═════ Source data
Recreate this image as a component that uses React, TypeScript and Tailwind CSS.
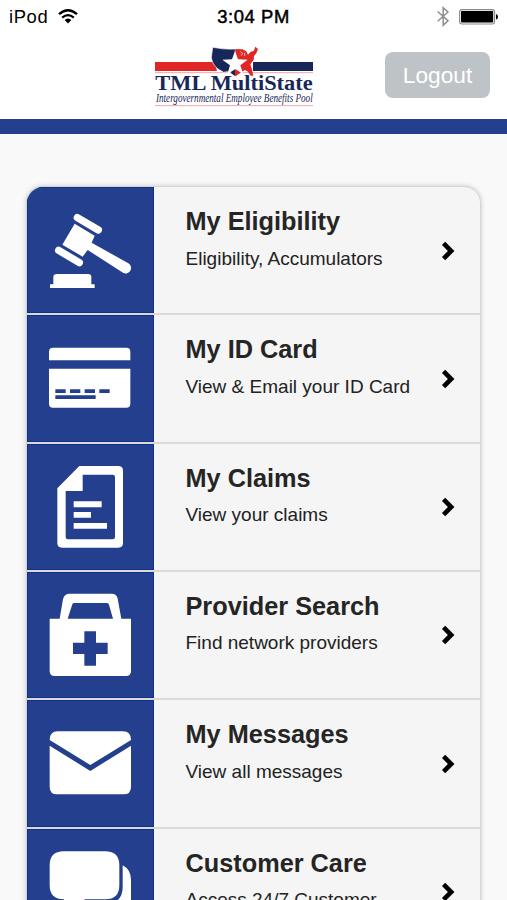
import type { ReactNode } from "react";

type MenuItem = {
  title: string;
  subtitle: string;
  icon: ReactNode;
};

const items: MenuItem[] = [
  {
    title: "My Eligibility",
    subtitle: "Eligibility, Accumulators",
    icon: (
      <>
        <g stroke="#fff" strokeWidth="22" strokeLinecap="round">
          <path d="M151 92 214 129" />
          <path d="M95 190 157 227" />
        </g>
        <path d="M143 110 203 146 194 167 304 229A16 16 0 0 1 288 257L182 189 167 209 106 173Z" />
        <path d="M79 292V271Q79 261 89 261H183Q193 261 193 271V292H203V303H69V292Z" />
      </>
    ),
  },
  {
    title: "My ID Card",
    subtitle: "View & Email your ID Card",
    icon: (
      <>
        <path d="M66 136V110Q66 98 78 98H298Q310 98 310 110V136Z" />
        <path d="M66 161H310V266Q310 278 298 278H78Q66 278 66 266Z" />
        <path
          fill="#243f8e"
          d="M85 223H116V234H85ZM129 223H160V234H129ZM173 223H204V234H173ZM217 223H248V234H217ZM85 241H206V252H85Z"
        />
      </>
    ),
  },
  {
    title: "My Claims",
    subtitle: "View your claims",
    icon: (
      <>
        <path
          fillRule="evenodd"
          d="M157 66H274Q288 66 288 80V297Q288 311 274 311H105Q91 311 91 297V133ZM167 92V141H116V279Q116 286 123 286H257Q264 286 264 279V99Q264 92 257 92Z"
        />
        <path d="M140 172H224V190H140ZM140 204H192V221H140ZM140 237H240V254H140Z" />
      </>
    ),
  },
  {
    title: "Provider Search",
    subtitle: "Find network providers",
    icon: (
      <path
        fillRule="evenodd"
        d="M68 140H98L108 82Q111 65 128 65H254Q269 65 272 80L283 140H312V297Q312 312 297 312H83Q68 312 68 297ZM122 140H258L246 98Q245 93 240 93H142Q137 93 136 97ZM172 178V212H138V246H172V281H207V246H242V212H207V178Z"
      />
    ),
  },
  {
    title: "My Messages",
    subtitle: "View all messages",
    icon: (
      <>
        <path d="M68 120Q68 94 92 94H288Q312 94 312 120L190 195Z" />
        <path d="M68 137 190 213 312 137V260Q312 283 289 283H91Q68 283 68 260Z" />
      </>
    ),
  },
  {
    title: "Customer Care",
    subtitle: "Access 24/7 Customer",
    icon: (
      <>
        <path d="M110 67H235Q277 67 277 109V169Q277 211 235 211H174L111 260V211Q68 211 68 169V109Q68 67 110 67Z" />
        <path d="M287 109Q312 122 312 153V211Q312 240 290 245H200L215 226H240Q287 220 287 175Z" />
      </>
    ),
  },
];

function StatusBar() {
  return (
    <div className="flex h-[34px] items-center justify-between pl-[9px] pr-[9px] text-black">
      <div className="flex w-[160px] items-center gap-[10px]">
        <span className="text-[18.4px] leading-[34px] tracking-[0.6px]">iPod</span>
        <svg className="-mt-0.5" width="20" height="15" viewBox="0 0 20 15" fill="none" stroke="#000" strokeWidth="2.3">
          <path d="M1 5.2Q10-2.8 19 5.2" />
          <path d="M4.2 8.6Q10 3.6 15.8 8.6" />
          <path d="M6.6 11Q10 8 13.4 11L10 14.6Z" fill="#000" stroke="none" />
        </svg>
      </div>
      <span className="whitespace-nowrap text-[18.4px] leading-[34px] tracking-[0.6px] [-webkit-text-stroke:0.5px_#000]">
        3:04 PM
      </span>
      <div className="flex w-[160px] items-center justify-end gap-[10px]">
        <svg className="-mt-0.5" width="12" height="21" viewBox="0 0 12 21" fill="none" stroke="#8e8e8e" strokeWidth="1.5">
          <path d="M.7 5.5 11 14.6 6.2 19.3V1.7L11 6 .7 15.3" />
        </svg>
        <svg className="-mt-px" width="39" height="16" viewBox="0 0 39 16">
          <rect x=".6" y=".6" width="35" height="14.4" rx="2.5" fill="#fff" stroke="#888" strokeWidth="1.1" />
          <rect x="2" y="2" width="32.2" height="11.6" rx="1" />
          <path d="M37 5Q39 5.4 39 7.8T37 10.6Z" />
        </svg>
      </div>
    </div>
  );
}

function Logo() {
  return (
    <svg
      className="overflow-visible"
      width="158"
      height="61"
      viewBox="30 18 474 183"
      fontFamily="'Liberation Serif', serif"
    >
      <path fill="#e12726" d="M30 66H209L216 93H30Z" />
      <path fill="#17275a" d="M324 66H504V93H324Z" />
      <path stroke="#f6a5a5" strokeWidth="3" d="M30 98H504M30 197H504" />
      {/* western half of the map */}
      <path
        fill="#17275a"
        stroke="#fff"
        strokeWidth="2"
        d="M203 22Q235 29 271 27V97L262 100 246 95 236 97 219 87Q202 74 199 52Z"
      />
      {/* eastern half of the map */}
      <path
        fill="#e12726"
        d="M271 27 292 28 304 34 309 44 317 35 326 33 331 20 339 27 334 40 327 48 326 60 316 73 321 89 325 107 317 107 309 95 300 90 284 100 271 108Z"
      />
      <path fill="none" stroke="#fff" strokeWidth="2" d="M286 35 293 40 289 47M299 38V48" />
      <path
        fill="#fff"
        d="M270 33 279 58 308 59 286 76 295 103 271 87 247 103 255 76 232 59 261 58Z"
      />
      <path fill="#17275a" d="M271 90V109L257 99Z" />
      <path fill="#e12726" d="M271 90 285 99 271 109Z" />
      <text x="31" y="151" fontSize="64" fontWeight="700" fill="#17275a" textLength="472" lengthAdjust="spacingAndGlyphs">
        TML MultiState
      </text>
      <text x="33" y="186" fontSize="38" fontStyle="italic" fill="#17275a" textLength="470" lengthAdjust="spacingAndGlyphs">
        Intergovernmental Employee Benefits Pool
      </text>
    </svg>
  );
}

function MenuRow({ title, subtitle, icon }: MenuItem) {
  return (
    <li className="flex h-[128.3px] border-b-2 border-[#dadada]">
      <div className="w-[126.5px] shrink-0 bg-[#243f8e] shadow-[inset_0_0_0_1px_#12308a]">
        <svg width="126" height="126" viewBox="0 0 378 378" fill="#fff">
          {icon}
        </svg>
      </div>
      <div className="min-w-0 flex-1 pl-8 pt-[19px]">
        <h2 className="whitespace-nowrap text-[25.3px] font-bold leading-[30px] text-[#252525]">{title}</h2>
        <p className="mt-[11.5px] whitespace-nowrap text-[19px] leading-[22px] text-[#222]">{subtitle}</p>
      </div>
      <svg className="mr-[25px] mt-[53.5px] shrink-0" width="14" height="20" viewBox="0 0 14 20" fill="none" stroke="#000" strokeWidth="4.6">
        <path d="M2.6 2.4 10.2 10 2.6 17.6" />
      </svg>
    </li>
  );
}

export default function App() {
  return (
    <div className="h-[900px] w-[507px] overflow-hidden bg-[#f9f9f9] font-['Liberation_Sans',Arial,sans-serif]">
      <header className="h-[134px] border-b-[15px] border-[#243f8e] bg-white">
        <StatusBar />
        <div className="flex justify-between pl-[155px] pr-[17px] pt-3">
          <Logo />
          <button className="mt-1.5 h-[46px] w-[105px] rounded-lg bg-[#bdc3c7] pt-px text-[22.7px] leading-none text-white">
            Logout
          </button>
        </div>
      </header>
      <ul className="ml-[26px] mt-[52.1px] w-[455px] overflow-hidden rounded-[17px] border border-[#d5d5d5] bg-[#f5f5f5] shadow-[0_0_5px_rgba(0,0,0,0.2)]">
        {items.map((item) => (
          <MenuRow key={item.title} {...item} />
        ))}
      </ul>
    </div>
  );
}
══════════
Write out each line again precisely as it appears, skipping every picture.

Exercise answer:
Recreate this image as a component that uses React, TypeScript and Tailwind CSS.
import type { ReactNode } from "react";

type MenuItem = {
  title: string;
  subtitle: string;
  icon: ReactNode;
};

const items: MenuItem[] = [
  {
    title: "My Eligibility",
    subtitle: "Eligibility, Accumulators",
    icon: (
      <>
        <g stroke="#fff" strokeWidth="22" strokeLinecap="round">
          <path d="M151 92 214 129" />
          <path d="M95 190 157 227" />
        </g>
        <path d="M143 110 203 146 194 167 304 229A16 16 0 0 1 288 257L182 189 167 209 106 173Z" />
        <path d="M79 292V271Q79 261 89 261H183Q193 261 193 271V292H203V303H69V292Z" />
      </>
    ),
  },
  {
    title: "My ID Card",
    subtitle: "View & Email your ID Card",
    icon: (
      <>
        <path d="M66 136V110Q66 98 78 98H298Q310 98 310 110V136Z" />
        <path d="M66 161H310V266Q310 278 298 278H78Q66 278 66 266Z" />
        <path
          fill="#243f8e"
          d="M85 223H116V234H85ZM129 223H160V234H129ZM173 223H204V234H173ZM217 223H248V234H217ZM85 241H206V252H85Z"
        />
      </>
    ),
  },
  {
    title: "My Claims",
    subtitle: "View your claims",
    icon: (
      <>
        <path
          fillRule="evenodd"
          d="M157 66H274Q288 66 288 80V297Q288 311 274 311H105Q91 311 91 297V133ZM167 92V141H116V279Q116 286 123 286H257Q264 286 264 279V99Q264 92 257 92Z"
        />
        <path d="M140 172H224V190H140ZM140 204H192V221H140ZM140 237H240V254H140Z" />
      </>
    ),
  },
  {
    title: "Provider Search",
    subtitle: "Find network providers",
    icon: (
      <path
        fillRule="evenodd"
        d="M68 140H98L108 82Q111 65 128 65H254Q269 65 272 80L283 140H312V297Q312 312 297 312H83Q68 312 68 297ZM122 140H258L246 98Q245 93 240 93H142Q137 93 136 97ZM172 178V212H138V246H172V281H207V246H242V212H207V178Z"
      />
    ),
  },
  {
    title: "My Messages",
    subtitle: "View all messages",
    icon: (
      <>
        <path d="M68 120Q68 94 92 94H288Q312 94 312 120L190 195Z" />
        <path d="M68 137 190 213 312 137V260Q312 283 289 283H91Q68 283 68 260Z" />
      </>
    ),
  },
  {
    title: "Customer Care",
    subtitle: "Access 24/7 Customer",
    icon: (
      <>
        <path d="M110 67H235Q277 67 277 109V169Q277 211 235 211H174L111 260V211Q68 211 68 169V109Q68 67 110 67Z" />
        <path d="M287 109Q312 122 312 153V211Q312 240 290 245H200L215 226H240Q287 220 287 175Z" />
      </>
    ),
  },
];

function StatusBar() {
  return (
    <div className="flex h-[34px] items-center justify-between pl-[9px] pr-[9px] text-black">
      <div className="flex w-[160px] items-center gap-[10px]">
        <span className="text-[18.4px] leading-[34px] tracking-[0.6px]">iPod</span>
        <svg className="-mt-0.5" width="20" height="15" viewBox="0 0 20 15" fill="none" stroke="#000" strokeWidth="2.3">
          <path d="M1 5.2Q10-2.8 19 5.2" />
          <path d="M4.2 8.6Q10 3.6 15.8 8.6" />
          <path d="M6.6 11Q10 8 13.4 11L10 14.6Z" fill="#000" stroke="none" />
        </svg>
      </div>
      <span className="whitespace-nowrap text-[18.4px] leading-[34px] tracking-[0.6px] [-webkit-text-stroke:0.5px_#000]">
        3:04 PM
      </span>
      <div className="flex w-[160px] items-center justify-end gap-[10px]">
        <svg className="-mt-0.5" width="12" height="21" viewBox="0 0 12 21" fill="none" stroke="#8e8e8e" strokeWidth="1.5">
          <path d="M.7 5.5 11 14.6 6.2 19.3V1.7L11 6 .7 15.3" />
        </svg>
        <svg className="-mt-px" width="39" height="16" viewBox="0 0 39 16">
          <rect x=".6" y=".6" width="35" height="14.4" rx="2.5" fill="#fff" stroke="#888" strokeWidth="1.1" />
          <rect x="2" y="2" width="32.2" height="11.6" rx="1" />
          <path d="M37 5Q39 5.4 39 7.8T37 10.6Z" />
        </svg>
      </div>
    </div>
  );
}

function Logo() {
  return (
    <svg
      className="overflow-visible"
      width="158"
      height="61"
      viewBox="30 18 474 183"
      fontFamily="'Liberation Serif', serif"
    >
      <path fill="#e12726" d="M30 66H209L216 93H30Z" />
      <path fill="#17275a" d="M324 66H504V93H324Z" />
      <path stroke="#f6a5a5" strokeWidth="3" d="M30 98H504M30 197H504" />
      {/* western half of the map */}
      <path
        fill="#17275a"
        stroke="#fff"
        strokeWidth="2"
        d="M203 22Q235 29 271 27V97L262 100 246 95 236 97 219 87Q202 74 199 52Z"
      />
      {/* eastern half of the map */}
      <path
        fill="#e12726"
        d="M271 27 292 28 304 34 309 44 317 35 326 33 331 20 339 27 334 40 327 48 326 60 316 73 321 89 325 107 317 107 309 95 300 90 284 100 271 108Z"
      />
      <path fill="none" stroke="#fff" strokeWidth="2" d="M286 35 293 40 289 47M299 38V48" />
      <path
        fill="#fff"
        d="M270 33 279 58 308 59 286 76 295 103 271 87 247 103 255 76 232 59 261 58Z"
      />
      <path fill="#17275a" d="M271 90V109L257 99Z" />
      <path fill="#e12726" d="M271 90 285 99 271 109Z" />
      <text x="31" y="151" fontSize="64" fontWeight="700" fill="#17275a" textLength="472" lengthAdjust="spacingAndGlyphs">
        TML MultiState
      </text>
      <text x="33" y="186" fontSize="38" fontStyle="italic" fill="#17275a" textLength="470" lengthAdjust="spacingAndGlyphs">
        Intergovernmental Employee Benefits Pool
      </text>
    </svg>
  );
}

function MenuRow({ title, subtitle, icon }: MenuItem) {
  return (
    <li className="flex h-[128.3px] border-b-2 border-[#dadada]">
      <div className="w-[126.5px] shrink-0 bg-[#243f8e] shadow-[inset_0_0_0_1px_#12308a]">
        <svg width="126" height="126" viewBox="0 0 378 378" fill="#fff">
          {icon}
        </svg>
      </div>
      <div className="min-w-0 flex-1 pl-8 pt-[19px]">
        <h2 className="whitespace-nowrap text-[25.3px] font-bold leading-[30px] text-[#252525]">{title}</h2>
        <p className="mt-[11.5px] whitespace-nowrap text-[19px] leading-[22px] text-[#222]">{subtitle}</p>
      </div>
      <svg className="mr-[25px] mt-[53.5px] shrink-0" width="14" height="20" viewBox="0 0 14 20" fill="none" stroke="#000" strokeWidth="4.6">
        <path d="M2.6 2.4 10.2 10 2.6 17.6" />
      </svg>
    </li>
  );
}

export default function App() {
  return (
    <div className="h-[900px] w-[507px] overflow-hidden bg-[#f9f9f9] font-['Liberation_Sans',Arial,sans-serif]">
      <header className="h-[134px] border-b-[15px] border-[#243f8e] bg-white">
        <StatusBar />
        <div className="flex justify-between pl-[155px] pr-[17px] pt-3">
          <Logo />
          <button className="mt-1.5 h-[46px] w-[105px] rounded-lg bg-[#bdc3c7] pt-px text-[22.7px] leading-none text-white">
            Logout
          </button>
        </div>
      </header>
      <ul className="ml-[26px] mt-[52.1px] w-[455px] overflow-hidden rounded-[17px] border border-[#d5d5d5] bg-[#f5f5f5] shadow-[0_0_5px_rgba(0,0,0,0.2)]">
        {items.map((item) => (
          <MenuRow key={item.title} {...item} />
        ))}
      </ul>
    </div>
  );
}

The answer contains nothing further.